JuliaWeb/Gumbo.jl

what to do ? ERROR: automatic download failed (error: 2148270088): http://gazeta.pl

Closed this issue · 1 comments

julia> using Gumbo

julia> using AbstractTrees

julia> using StringEncodings

julia> getpage(url) = parsehtml(String(read(download(url))))
getpage (generic function with 1 method)
ERROR: automatic download failed
What to do ?
julia> text_only(doc::HTMLDocument) = text_only(doc.root)
text_only (generic function with 2 methods)

julia> text_only(frag) = join([text(leaf) for leaf in Leaves(frag) if leaf isa HTMLText], " ")
text_only (generic function with 2 methods)

julia> get_page_text(url) = text_only(getpage(url))
get_page_text (generic function with 1 method)

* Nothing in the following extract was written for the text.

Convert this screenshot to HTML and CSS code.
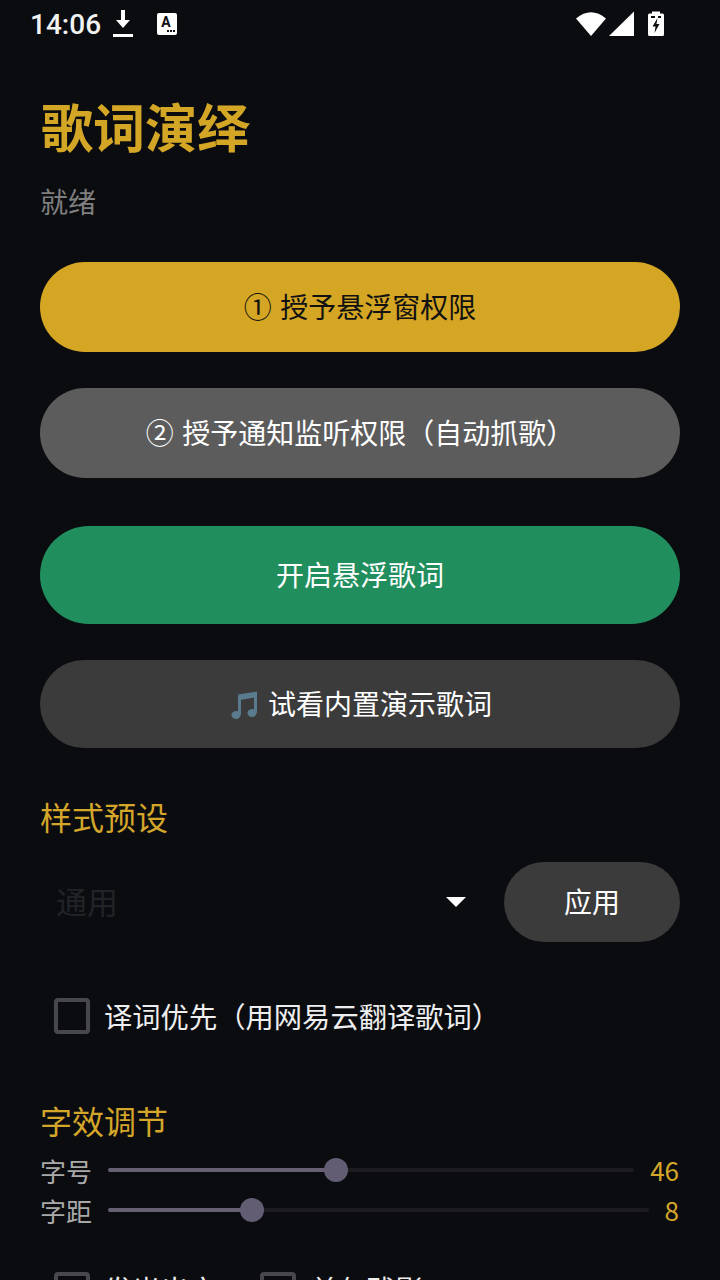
FILE: index.html
```html
<!DOCTYPE html>
<html lang="zh-CN">
<head>
<meta charset="utf-8">
<title>歌词演绎</title>
<link rel="stylesheet" href="styles.css">
</head>
<body>
<div class="screen">
  <header class="statusbar">
    <div class="status-left">
      <span class="clock">14:06</span>
      <svg class="ic-download" width="22" height="28" viewBox="0 0 22 28"><path d="M9 0h4v10h5l-7 8-7-8h5z" fill="#fff"/><rect x="1" y="24" width="20" height="3" fill="#fff"/></svg>
      <svg class="ic-a" width="20" height="22" viewBox="0 0 20 22"><rect width="20" height="22" rx="2" fill="#fff"/><text x="9" y="14" class="ic-a-letter">A</text><rect x="10" y="17" width="2" height="2" fill="#0b0c10"/><rect x="13" y="17" width="2" height="2" fill="#0b0c10"/><rect x="16" y="17" width="2" height="2" fill="#0b0c10"/></svg>
    </div>
    <div class="status-right">
      <svg width="30" height="26" viewBox="0 0 30 26"><path d="M0 7.500Q15-5 30 7.500L15 25z" fill="#fff"/></svg>
      <svg width="25" height="26" viewBox="0 0 25 26"><path d="M25 0.500V25H0z" fill="#fff"/></svg>
      <svg class="ic-batt" width="16" height="26" viewBox="0 0 16 26"><path d="M4 0.500h8v2h2.500a1.500 1.500 0 0 1 1.500 1.500v19.500a1.500 1.500 0 0 1-1.500 1.500h-13a1.500 1.500 0 0 1-1.500-1.500v-19.500a1.500 1.500 0 0 1 1.500-1.500h2.500z" fill="#fff"/><rect x="3" y="5" width="4" height="2" fill="#0b0c10"/><rect x="10" y="5" width="3" height="2" fill="#0b0c10"/><path d="M9.500 7L4.500 15.500h3l-1 6.500 5-9h-3z" fill="#0b0c10"/></svg>
    </div>
  </header>

  <main class="content">
    <h1 class="title">歌词演绎</h1>
    <p class="status-text">就绪</p>

    <button class="btn btn-gold">① 授予悬浮窗权限</button>
    <button class="btn btn-gray">② 授予通知监听权限（自动抓歌）</button>
    <button class="btn btn-green">开启悬浮歌词</button>
    <button class="btn btn-dark"><svg class="ic-note" width="30" height="30" viewBox="0 0 30 30"><path d="M10 3.500L29 0.500V6L12 9z" fill="#5a7b8e"/><path d="M11.500 5V24M27.500 2V22" fill="none" stroke="#5a7b8e" stroke-width="3"/><ellipse cx="8" cy="24" rx="4.500" ry="4" fill="#5a7b8e"/><ellipse cx="24" cy="22" rx="4.500" ry="4" fill="#5a7b8e"/></svg>试看内置演示歌词</button>

    <h2 class="section section-preset">样式预设</h2>
    <div class="preset-row">
      <div class="spinner">
        <span class="spinner-value">通用</span>
        <span class="spinner-arrow"></span>
      </div>
      <button class="btn-apply">应用</button>
    </div>

    <label class="check check-translate"><span class="box"></span><span class="check-text">译词优先（用网易云翻译歌词）</span></label>

    <h2 class="section section-effect">字效调节</h2>
    <div class="slider-row slider-size">
      <span class="slider-label">字号</span>
      <div class="track"><div class="fill" style="width:228px"></div><div class="thumb"></div></div>
      <span class="slider-value">46</span>
    </div>
    <div class="slider-row slider-space">
      <span class="slider-label">字距</span>
      <div class="track"><div class="fill" style="width:144px"></div><div class="thumb"></div></div>
      <span class="slider-value">8</span>
    </div>

    <div class="check-row">
      <label class="check"><span class="box"></span><span class="check-text">发光出字</span></label>
      <label class="check"><span class="box"></span><span class="check-text">首句残影</span></label>
    </div>
  </main>
</div>
</body>
</html>
```
FILE: styles.css
```css
* { box-sizing: border-box; }
html, body { margin: 0; padding: 0; background: #0b0c10; }
body { font-family: "Noto Sans CJK SC", "Noto Sans", sans-serif; color: #fff; }
.screen { width: 720px; height: 1280px; overflow: hidden; background: #0b0c10; }

.statusbar { height: 48px; padding: 0 56px 0 30px; display: flex; justify-content: space-between; align-items: center; }
.status-left { display: flex; align-items: center; }
.clock { font-family: Roboto, sans-serif; font-weight: 500; font-size: 28px; line-height: 48px; padding-top: 1px; color: #f2f2f2; }
.ic-download { margin-left: 11px; }
.ic-a { margin-left: 23px; }
.ic-a-letter { font-family: Roboto, sans-serif; font-weight: 700; font-size: 14px; text-anchor: middle; fill: #0b0c10; }
.status-right { display: flex; align-items: center; gap: 3px; }
.ic-batt { margin-left: 11px; }

.content { padding: 0 40px; }
.title { margin: 44px 0 0 1px; height: 68px; font-size: 52px; line-height: 68px; font-weight: 700; color: #d4a626; }
.status-text { margin: 21px 0 0; height: 40px; font-size: 28px; line-height: 40px; color: #7f7f7f; }

.btn { display: flex; align-items: center; justify-content: center; width: 640px; border: 0; border-radius: 45px; font: inherit; font-size: 28px; word-spacing: 2px; color: #fff; padding: 0 0 2px; }
.btn-gold { height: 90px; margin-top: 41px; background: #d4a623; color: #111; }
.btn-gray { height: 90px; margin-top: 36px; background: #5c5c5c; }
.btn-green { height: 98px; margin-top: 48px; border-radius: 49px; background: #218e5e; }
.btn-dark { height: 88px; margin-top: 36px; border-radius: 44px; background: #3b3b3b; }
.ic-note { margin: 6px 10px 0 0; }

.section { margin: 0; font-size: 32px; line-height: 44px; font-weight: 400; color: #d4a62a; }
.section-preset { margin-top: 46px; }
.preset-row { display: flex; align-items: center; justify-content: space-between; margin-top: 24px; height: 80px; }
.spinner { width: 442px; padding-left: 16px; padding-right: 16px; display: flex; align-items: center; justify-content: space-between; }
.spinner-value { font-size: 31px; line-height: 44px; padding-bottom: 2px; color: #222326; }
.spinner-arrow { width: 0; height: 0; border-left: 10px solid transparent; border-right: 10px solid transparent; border-top: 10px solid #fff; }
.btn-apply { width: 176px; height: 80px; border: 0; border-radius: 40px; background: #3b3b3b; color: #fff; font: inherit; font-size: 28px; padding: 0 0 2px; }

.check { display: inline-flex; align-items: center; font-size: 28.3px; color: #eeeeee; padding-left: 14px; }
.check-text { padding-bottom: 2px; }
.box { width: 36px; height: 36px; border: 4px solid #49474e; border-radius: 4px; margin-right: 14px; flex: none; }
.check-translate { display: flex; margin-top: 52px; height: 44px; }

.section-effect { margin-top: 60px; }
.slider-row { display: flex; align-items: center; height: 38px; }
.slider-size { margin-top: 9px; }
.slider-space { margin-top: 2px; }
.slider-label { width: 68px; font-size: 26px; line-height: 38px; padding-top: 2px; color: #a9a9a9; flex: none; }
.track { position: relative; height: 4px; flex: 1; background: #1c1c20; border-radius: 2px; }
.fill { height: 4px; background: #675f74; border-radius: 2px; }
.thumb { position: absolute; top: -10px; width: 24px; height: 24px; border-radius: 50%; background: #635d73; }
.slider-size .thumb { left: 216px; }
.slider-space .thumb { left: 132px; }
.slider-value { font-size: 26px; line-height: 38px; padding-bottom: 1px; padding-right: 1px; color: #d4a62a; text-align: right; flex: none; }
.slider-size .slider-value { width: 46px; }
.slider-space .slider-value { width: 31px; }

.check-row { display: flex; margin-top: 39px; }
.check-row .check:last-child { margin-left: 29px; }
```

julia> doc=parsehtml(decode(read(download("http://gazeta.pl")), "iso-8859-2"))
ERROR: automatic download failed (error: 2148270088): http://gazeta.pl
Stacktrace:
[1] download(::String, ::String) at .\interactiveutil.jl:598
[2] download(::String) at .\interactiveutil.jl:632

Paul

This is definitely not a problem with Gumbo. I'm not sure where that "automatic download failed" error is coming from, but it's definitely not Gumbo, since Gumbo doesn't deal with downloading HTML from the web, only parsing it once you have it in memory. I'm guessing something is wrong in your download function, wherever that came from.